Objectives of Departmental Accounts:

  • Evaluate Departmental Performance

The primary objective of maintaining departmental accounts is to assess the profitability and efficiency of each department. By segregating income and expenses, management can determine the contribution of individual departments to the overall business.

  • Facilitate Comparative Analysis

Departmental accounts allow for comparisons between various departments to identify strengths and weaknesses. Management can analyze why one department is outperforming another and implement strategies to replicate success across the organization.

  • Assist in Decision-Making

Accurate departmental accounts provide critical insights for decision-making. For example, management can decide whether to expand a high-performing department, restructure underperforming ones, or allocate resources more effectively.

  • Control Costs

Departmental accounts help identify cost centers and monitor expenses at the departmental level. By analyzing these accounts, management can implement cost-saving measures and prevent unnecessary expenditures, improving overall financial efficiency.

  • Aid in Budgeting and Forecasting

Departmental accounting provides a foundation for creating realistic budgets and forecasts. Historical data from these accounts help estimate future revenues and expenses, enabling better financial planning and resource allocation.

  • Determine Accurate Pricing Strategies

By understanding the profitability of individual departments, businesses can establish pricing strategies that align with departmental goals. For example, products or services from a department with high operational costs may need to be priced higher to maintain profitability.

  • Facilitate Incentive Systems

Departmental accounts make it easier to design incentive systems for department heads and staff.

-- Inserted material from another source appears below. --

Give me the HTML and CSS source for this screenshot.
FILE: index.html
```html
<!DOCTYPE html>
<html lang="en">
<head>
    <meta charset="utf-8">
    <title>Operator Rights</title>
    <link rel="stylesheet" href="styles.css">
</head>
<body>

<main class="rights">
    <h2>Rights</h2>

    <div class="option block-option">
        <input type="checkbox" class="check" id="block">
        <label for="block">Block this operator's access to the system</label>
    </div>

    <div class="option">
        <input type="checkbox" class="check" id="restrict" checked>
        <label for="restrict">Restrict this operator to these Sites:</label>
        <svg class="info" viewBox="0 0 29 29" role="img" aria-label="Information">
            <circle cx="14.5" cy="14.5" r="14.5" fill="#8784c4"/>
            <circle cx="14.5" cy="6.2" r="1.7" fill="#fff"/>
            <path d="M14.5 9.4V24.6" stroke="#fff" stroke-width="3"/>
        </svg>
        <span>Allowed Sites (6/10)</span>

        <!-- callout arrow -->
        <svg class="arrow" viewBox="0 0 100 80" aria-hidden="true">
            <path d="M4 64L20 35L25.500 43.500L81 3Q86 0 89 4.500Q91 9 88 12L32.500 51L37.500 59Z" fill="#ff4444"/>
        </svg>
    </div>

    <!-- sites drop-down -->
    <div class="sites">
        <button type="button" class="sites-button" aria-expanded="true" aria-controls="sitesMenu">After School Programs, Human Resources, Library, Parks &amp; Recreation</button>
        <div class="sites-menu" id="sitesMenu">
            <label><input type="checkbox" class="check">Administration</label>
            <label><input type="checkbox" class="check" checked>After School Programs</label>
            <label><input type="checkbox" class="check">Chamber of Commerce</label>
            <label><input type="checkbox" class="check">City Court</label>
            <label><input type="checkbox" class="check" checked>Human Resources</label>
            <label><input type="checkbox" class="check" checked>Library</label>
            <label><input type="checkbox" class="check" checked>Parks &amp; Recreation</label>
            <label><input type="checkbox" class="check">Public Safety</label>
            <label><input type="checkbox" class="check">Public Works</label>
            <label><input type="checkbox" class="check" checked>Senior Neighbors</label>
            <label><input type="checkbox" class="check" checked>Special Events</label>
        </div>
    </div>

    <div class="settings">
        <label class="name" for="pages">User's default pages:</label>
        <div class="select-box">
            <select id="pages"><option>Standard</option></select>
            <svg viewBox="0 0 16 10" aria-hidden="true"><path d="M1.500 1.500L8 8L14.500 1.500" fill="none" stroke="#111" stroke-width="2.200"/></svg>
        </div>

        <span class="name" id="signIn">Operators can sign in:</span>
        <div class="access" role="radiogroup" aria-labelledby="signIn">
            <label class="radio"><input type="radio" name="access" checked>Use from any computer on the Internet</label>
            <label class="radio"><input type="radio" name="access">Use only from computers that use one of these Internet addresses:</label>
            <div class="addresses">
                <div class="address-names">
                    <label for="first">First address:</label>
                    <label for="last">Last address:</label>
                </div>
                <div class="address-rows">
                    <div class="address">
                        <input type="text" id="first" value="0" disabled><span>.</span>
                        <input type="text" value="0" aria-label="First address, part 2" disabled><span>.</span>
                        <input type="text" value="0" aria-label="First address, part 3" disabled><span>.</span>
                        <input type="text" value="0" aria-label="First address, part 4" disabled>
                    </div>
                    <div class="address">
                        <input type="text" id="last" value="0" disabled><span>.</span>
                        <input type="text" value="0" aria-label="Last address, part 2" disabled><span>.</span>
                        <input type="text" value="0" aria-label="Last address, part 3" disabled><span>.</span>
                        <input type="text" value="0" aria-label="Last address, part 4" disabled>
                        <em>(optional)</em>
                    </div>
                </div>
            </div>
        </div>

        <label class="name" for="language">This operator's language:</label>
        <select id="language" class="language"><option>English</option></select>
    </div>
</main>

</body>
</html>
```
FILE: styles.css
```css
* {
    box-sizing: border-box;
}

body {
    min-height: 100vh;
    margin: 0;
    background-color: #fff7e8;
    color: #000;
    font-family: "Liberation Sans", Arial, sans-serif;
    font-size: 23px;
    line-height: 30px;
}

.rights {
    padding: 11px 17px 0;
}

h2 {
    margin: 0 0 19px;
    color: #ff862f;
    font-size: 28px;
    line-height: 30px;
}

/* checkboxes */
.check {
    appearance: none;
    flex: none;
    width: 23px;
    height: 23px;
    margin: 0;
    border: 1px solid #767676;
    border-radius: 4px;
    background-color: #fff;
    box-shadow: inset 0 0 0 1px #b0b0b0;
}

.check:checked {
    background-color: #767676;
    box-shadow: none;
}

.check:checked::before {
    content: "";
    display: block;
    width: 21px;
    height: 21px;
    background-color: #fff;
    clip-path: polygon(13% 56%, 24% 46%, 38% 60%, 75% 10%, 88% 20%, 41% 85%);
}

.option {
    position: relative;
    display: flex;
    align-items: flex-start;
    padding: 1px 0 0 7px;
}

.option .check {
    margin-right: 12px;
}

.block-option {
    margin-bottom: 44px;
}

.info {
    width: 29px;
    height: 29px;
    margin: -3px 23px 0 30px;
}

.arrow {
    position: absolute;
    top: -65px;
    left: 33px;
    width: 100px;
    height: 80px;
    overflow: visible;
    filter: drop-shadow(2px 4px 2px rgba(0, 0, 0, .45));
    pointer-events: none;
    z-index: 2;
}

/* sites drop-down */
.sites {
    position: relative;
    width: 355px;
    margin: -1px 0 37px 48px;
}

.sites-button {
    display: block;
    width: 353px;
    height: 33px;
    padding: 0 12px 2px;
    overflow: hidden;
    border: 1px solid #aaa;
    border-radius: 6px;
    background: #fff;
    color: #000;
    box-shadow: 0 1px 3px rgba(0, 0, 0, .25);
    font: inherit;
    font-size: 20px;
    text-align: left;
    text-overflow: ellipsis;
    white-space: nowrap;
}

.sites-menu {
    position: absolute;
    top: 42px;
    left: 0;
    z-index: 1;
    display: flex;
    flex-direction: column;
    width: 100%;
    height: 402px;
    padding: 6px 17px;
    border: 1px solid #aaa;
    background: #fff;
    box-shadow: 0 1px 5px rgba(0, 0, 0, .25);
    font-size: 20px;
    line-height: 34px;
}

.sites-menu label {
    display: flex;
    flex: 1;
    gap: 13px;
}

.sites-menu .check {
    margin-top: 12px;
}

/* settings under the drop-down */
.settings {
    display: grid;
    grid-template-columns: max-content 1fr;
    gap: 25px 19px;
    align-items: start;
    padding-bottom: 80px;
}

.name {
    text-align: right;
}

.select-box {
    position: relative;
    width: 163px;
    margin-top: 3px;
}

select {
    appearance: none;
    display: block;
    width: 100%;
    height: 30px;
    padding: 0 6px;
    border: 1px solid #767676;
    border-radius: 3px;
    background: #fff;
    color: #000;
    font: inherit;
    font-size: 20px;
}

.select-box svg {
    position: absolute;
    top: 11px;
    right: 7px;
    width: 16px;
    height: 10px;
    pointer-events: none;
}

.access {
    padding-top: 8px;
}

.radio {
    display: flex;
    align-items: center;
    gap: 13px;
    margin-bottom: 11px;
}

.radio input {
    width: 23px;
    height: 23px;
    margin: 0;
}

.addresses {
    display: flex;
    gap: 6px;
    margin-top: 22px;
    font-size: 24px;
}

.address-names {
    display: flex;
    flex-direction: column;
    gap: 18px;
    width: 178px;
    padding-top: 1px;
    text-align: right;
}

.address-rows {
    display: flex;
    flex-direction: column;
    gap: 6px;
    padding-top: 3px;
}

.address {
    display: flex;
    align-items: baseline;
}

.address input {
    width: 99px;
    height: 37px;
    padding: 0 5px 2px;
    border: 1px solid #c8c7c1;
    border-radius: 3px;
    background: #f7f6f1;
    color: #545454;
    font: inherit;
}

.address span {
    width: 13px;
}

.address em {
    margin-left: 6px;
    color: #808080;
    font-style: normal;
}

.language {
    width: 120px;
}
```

By linking rewards to departmental performance, businesses can motivate employees to achieve better results, fostering a culture of accountability and productivity.

Advantages of Departmental Accounts:

  • Enhanced Performance Evaluation

Departmental accounts provide a clear picture of the performance of each department. By segregating revenues, expenses, and profits, management can assess which departments are contributing significantly to the business and which are underperforming. This detailed analysis helps in identifying areas requiring improvement or further investment.

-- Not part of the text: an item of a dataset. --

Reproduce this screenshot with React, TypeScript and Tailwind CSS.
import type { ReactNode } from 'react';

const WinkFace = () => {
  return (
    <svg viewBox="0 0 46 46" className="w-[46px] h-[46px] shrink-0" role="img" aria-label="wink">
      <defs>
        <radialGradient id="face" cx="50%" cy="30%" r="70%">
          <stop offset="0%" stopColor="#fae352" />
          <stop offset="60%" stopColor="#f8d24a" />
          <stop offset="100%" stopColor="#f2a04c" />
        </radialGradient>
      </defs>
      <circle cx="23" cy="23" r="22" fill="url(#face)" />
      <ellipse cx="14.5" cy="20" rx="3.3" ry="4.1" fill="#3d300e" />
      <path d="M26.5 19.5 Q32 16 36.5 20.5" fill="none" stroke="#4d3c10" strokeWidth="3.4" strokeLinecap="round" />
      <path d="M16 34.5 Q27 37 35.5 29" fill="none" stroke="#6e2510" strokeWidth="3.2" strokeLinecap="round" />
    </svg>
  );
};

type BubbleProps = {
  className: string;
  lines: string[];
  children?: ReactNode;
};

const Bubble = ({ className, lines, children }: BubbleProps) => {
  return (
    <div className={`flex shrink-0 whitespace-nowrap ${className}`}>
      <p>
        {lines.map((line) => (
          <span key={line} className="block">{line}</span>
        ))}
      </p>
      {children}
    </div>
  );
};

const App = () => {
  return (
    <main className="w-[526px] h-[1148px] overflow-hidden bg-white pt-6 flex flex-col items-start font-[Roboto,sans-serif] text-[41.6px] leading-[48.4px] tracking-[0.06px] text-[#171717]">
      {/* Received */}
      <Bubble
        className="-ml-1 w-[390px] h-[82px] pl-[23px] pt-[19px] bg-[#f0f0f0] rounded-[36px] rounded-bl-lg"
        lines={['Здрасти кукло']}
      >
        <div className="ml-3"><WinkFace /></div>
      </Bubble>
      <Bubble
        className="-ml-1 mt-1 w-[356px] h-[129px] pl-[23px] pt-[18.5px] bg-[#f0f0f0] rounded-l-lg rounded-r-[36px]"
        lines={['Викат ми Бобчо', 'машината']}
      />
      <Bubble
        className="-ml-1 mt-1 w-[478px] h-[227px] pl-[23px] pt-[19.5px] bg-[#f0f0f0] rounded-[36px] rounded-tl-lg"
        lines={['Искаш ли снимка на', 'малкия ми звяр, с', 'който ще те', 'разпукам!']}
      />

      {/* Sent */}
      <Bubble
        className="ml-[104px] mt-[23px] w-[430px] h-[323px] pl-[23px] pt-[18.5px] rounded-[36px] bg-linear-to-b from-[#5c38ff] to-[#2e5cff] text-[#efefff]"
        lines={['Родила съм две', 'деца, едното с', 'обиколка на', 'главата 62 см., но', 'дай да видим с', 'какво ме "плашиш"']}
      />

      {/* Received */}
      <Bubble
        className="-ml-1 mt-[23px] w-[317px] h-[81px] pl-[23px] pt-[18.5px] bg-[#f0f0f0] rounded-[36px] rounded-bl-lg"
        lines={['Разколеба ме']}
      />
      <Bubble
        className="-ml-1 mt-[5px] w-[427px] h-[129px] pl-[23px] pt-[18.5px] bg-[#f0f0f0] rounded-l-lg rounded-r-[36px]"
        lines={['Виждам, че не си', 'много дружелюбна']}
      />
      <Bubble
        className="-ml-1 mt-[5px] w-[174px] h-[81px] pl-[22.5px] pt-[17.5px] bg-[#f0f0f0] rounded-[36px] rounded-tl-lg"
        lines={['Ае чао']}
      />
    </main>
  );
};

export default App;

  • Effective Cost Control

Maintaining separate accounts for each department enables better tracking of expenses. It helps pinpoint departments with high operational costs, allowing management to implement cost-saving measures and eliminate inefficiencies. This fosters better resource utilization and overall financial discipline.

  • Improved Decision-Making

Departmental accounts supply vital data for making informed decisions. For instance, management can decide on expanding a profitable department, merging departments with overlapping functions, or shutting down non-performing ones. This data-driven approach enhances strategic planning and operational efficiency.

  • Facilitates Comparison and Competition

By providing individual performance metrics, departmental accounts make it easy to compare departments. Healthy competition among departments can be encouraged, motivating teams to perform better. Comparisons also help identify best practices in successful departments that can be implemented elsewhere in the organization.

  • Simplifies Budgeting and Forecasting

With detailed financial data for each department, businesses can prepare more accurate budgets and forecasts. Departmental accounts reveal trends in revenue and expenditure, enabling realistic financial planning. This ensures optimal resource allocation and minimizes the risk of overspending or underfunding critical operations.

  • Basis for Incentive Systems

Departmental accounting enables the development of performance-based incentive schemes. By linking bonuses or rewards to departmental profitability and efficiency, employees are motivated to achieve their targets. This not only boosts morale but also aligns individual and departmental goals with the organization’s objectives.

Disadvantages of Departmental Accounts:

  • Increased Administrative Costs

Maintaining departmental accounts requires additional resources, including staff and accounting systems, which can lead to higher administrative costs. Small businesses with limited budgets may find the system too expensive to implement and sustain.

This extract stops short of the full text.